The Toxic University reflects the too-commonly seen alternative. Successful institution planning documents become expanded vision statements - goals without means, budgets without resources, processes as performance, and no ownership of compromise or prioritization.

When planning documents exists to signal direction rather than to determine it, the organization has already lost strategic capability. If they don't reallocate resources from legacy activities to new goals, they are not a strategy but a brochure.

Such documents are inherently P-type, reflecting tweaks to teaching, education and research. It is the missing gap in S-type thinking - where we ask what activities the organization wants to own - that leads to outsourcing of strategic thought. Enter the consultants.
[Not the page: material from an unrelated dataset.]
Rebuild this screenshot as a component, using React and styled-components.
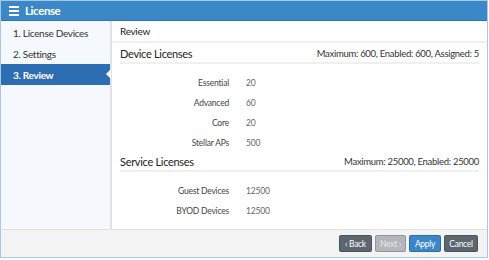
import React from "react";
import styled, { createGlobalStyle } from "styled-components";

const GlobalStyle = createGlobalStyle`
  body {
    margin: 0;
    font-family: Lato, "Open Sans", sans-serif;
    background: #fff;
  }
`;

const steps = ["1. License Devices", "2. Settings", "3. Review"];

const device = [
  ["Essential", "20"],
  ["Advanced", "60"],
  ["Core", "20"],
  ["Stellar APs", "500"],
];

const service = [
  ["Guest Devices", "12500"],
  ["BYOD Devices", "12500"],
];

const Section = ({ title, summary, rows }) => (
  <>
    <SectionHead>
      <SectionTitle>{title}</SectionTitle>
      <Summary>{summary}</Summary>
    </SectionHead>
    <Rows>
      {rows.map(([label, value]) => (
        <Row key={label}>
          <Label>{label}</Label>
          <Value>{value}</Value>
        </Row>
      ))}
    </Rows>
  </>
);

const App = () => {
  return (
    <>
      <GlobalStyle />
      <Frame>
        <Header>
          <MenuIcon>
            <span />
            <span />
            <span />
          </MenuIcon>
          License
        </Header>
        <Body>
          <Sidebar>
            {steps.map((s, i) => (
              <Step key={s} $active={i === 2}>
                {s}
              </Step>
            ))}
          </Sidebar>
          <Content>
            <PageTitle>Review</PageTitle>
            <Sections>
              <Section
                title="Device Licenses"
                summary="Maximum: 600, Enabled: 600, Assigned: 5"
                rows={device}
              />
              <Section
                title="Service Licenses"
                summary="Maximum: 25000, Enabled: 25000"
                rows={service}
              />
            </Sections>
          </Content>
        </Body>
        <Footer>
          <Button $bg="#5b6670" $w={33}>‹ Back</Button>
          <Button $bg="#b3b7bb" $color="#e6e8ea" $w={31}>Next ›</Button>
          <Button $bg="#3a86c8" $w={32}>Apply</Button>
          <Button $bg="#5b6670" $w={34}>Cancel</Button>
        </Footer>
      </Frame>
    </>
  );
};

export default App;

const Frame = styled.div`
  width: 488px;
  height: 258px;
  box-sizing: border-box;
  border: 1px solid #a6c8ec;
  display: flex;
  flex-direction: column;
`;

const Header = styled.div`
  height: 20px;
  background: #3c87c8;
  border-bottom: 1px solid #2f74b4;
  box-sizing: border-box;
  display: flex;
  align-items: center;
  gap: 6px;
  padding-left: 8px;
  color: #fff;
  font-weight: bold;
  font-size: 11.5px;
  letter-spacing: -0.4px;
`;

const MenuIcon = styled.div`
  width: 10px;
  display: flex;
  flex-direction: column;
  gap: 2px;

  > span {
    height: 2px;
    background: #fff;
  }
`;

const Body = styled.div`
  flex: 1;
  display: flex;
  min-height: 0;
`;

const Sidebar = styled.div`
  width: 109px;
  background: #f5f8fc;
  border-right: 2px solid #dfe3e8;
  padding-top: 1px;
  display: flex;
  flex-direction: column;
`;

const Step = styled.div`
  position: relative;
  height: 21px;
  display: flex;
  align-items: center;
  padding-left: 12px;
  font-size: 10px;
  letter-spacing: -0.3px;
  color: ${(p) => (p.$active ? "#fff" : "#333")};
  font-weight: ${(p) => (p.$active ? "bold" : "normal")};
  background: ${(p) => (p.$active ? "#2d6db1" : "transparent")};

  ${(p) =>
    p.$active &&
    `
    &::after {
      content: "";
      position: absolute;
      right: -1px;
      top: 5px;
      border-top: 5px solid transparent;
      border-bottom: 5px solid transparent;
      border-right: 5px solid #fff;
    }
  `}
`;

const Content = styled.div`
  flex: 1;
  background: #fff;
  display: flex;
  flex-direction: column;
`;

const PageTitle = styled.div`
  height: 22px;
  box-sizing: border-box;
  border-bottom: 2px solid #f0f0f0;
  display: flex;
  align-items: center;
  padding-left: 8px;
  font-size: 10px;
  letter-spacing: -0.3px;
  color: #222;
`;

const Sections = styled.div`
  padding: 3px 8px 0;
`;

const SectionHead = styled.div`
  height: 18px;
  box-sizing: border-box;
  border-bottom: 2px solid #f0f0f0;
  display: flex;
  align-items: center;
  justify-content: space-between;
  padding-bottom: 1px;
`;

const SectionTitle = styled.div`
  font-size: 11px;
  letter-spacing: -0.3px;
  color: #222;
`;

const Summary = styled.div`
  font-size: 9.5px;
  letter-spacing: -0.3px;
  color: #333;
`;

const Rows = styled.div`
  display: flex;
  flex-direction: column;
  padding-top: 9px;
  margin-bottom: 1px;
`;

const Row = styled.div`
  height: 20px;
  display: flex;
  align-items: center;
  font-size: 8.5px;
  letter-spacing: -0.2px;
`;

const Label = styled.div`
  width: 109px;
  text-align: right;
  color: #444;
`;

const Value = styled.div`
  margin-left: 17px;
  color: #666;
`;

const Footer = styled.div`
  height: 27px;
  background: #f3f3f3;
  border-top: 1px solid #e2e2e2;
  display: flex;
  align-items: center;
  justify-content: flex-end;
  gap: 3px;
  padding-right: 9px;
`;

const Button = styled.button`
  width: ${(p) => p.$w}px;
  height: 17px;
  padding: 0;
  border: 1px solid rgba(0, 0, 0, 0.18);
  border-radius: 2px;
  background: ${(p) => p.$bg};
  color: ${(p) => p.$color || "#fff"};
  font-family: Lato, sans-serif;
  font-size: 8.5px;
  letter-spacing: -0.3px;
  white-space: nowrap;
`;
O'Hara's solution is clearly stated: academic self-governance and more power to the frontline. But this approach is tried and tested - and will simply reproduce the existing problem, because the frontline academic role is explicitly designed and rewarded for P-type output.

At national level (REF, TEF) and institutional level, academics are rewarded for publications, teaching quality, admin efficiency, grant income, impact-generation. Spending three years to develop a coherent industrial engagement strategy, redesigning PhD programmes, or building data-driven recruitment models? Not so much. The institution may need this work, but the incentive structure punishes it.

This is not a criticism of academics in leadership roles or outside of them. Successful S-type disruptors do come from within the faculty. But the role structure and KPI's are fundamentally misaligned.

Why Self-Governance Isn't Enough

Universities must deliver on teaching and research; and research-intensive organizations need to exploit their capabilities. S-type innovation requires fundamentally different organizational muscles.

Organizational ambidexterity is the ability to excel at present while exploring the future. Bahcall calls these functions "artists" and "soldiers" - the explorers and the executors. The self-governing model is proven for P-type innovation - producing the best versions of teaching and research. But it is a poor model to undertake structural exploration required for S-type innovation, particularly where exploration threatens or questions existing power structures and rewards systems. It is no surprise when leadership search beyond the organization for unencumbered (but ultimately generic) strategic insight.

At Oxbridge college scale, with sovereign-level endowments and centuries of accumulated reputation, organizations can afford to move slowly. But at the scale and financial exposure of many Russell group universities, this approach is borderline irresponsible. We must take responsibility for our own S-type journey.

Strategic Innovation

S-type innovation is possible - but requires leadership.

The question is whether universities are genuinely willing to reward faculty to develop strategic capability from the inside - not as a distraction or a hobby, but as a recognised and valued contribution in its own right. We do not need to turn all academics into strategists, but we must reward experimentation within the organization to explicitly undertake S-type structural exploration.

Without that reward, the faculty incentive is clear: do the P-type work that gets you noticed and promoted, and leave the S-type gap for someone else to fill. That someone else might just have a day rate and a slide deck.

This is already playing out. Hiring consultants who do not understand the context, implement generic frameworks, and leave. Capability is not grown, a vacuum remains, and in three years - assuming you are still solvent - you hire them again.

O'Hara is right that consultants are damaging the sector, but not about why. The locusts, as he puts it, aren't the cause of the harvest failure. They're the signal that the farm has stopped tending its fields.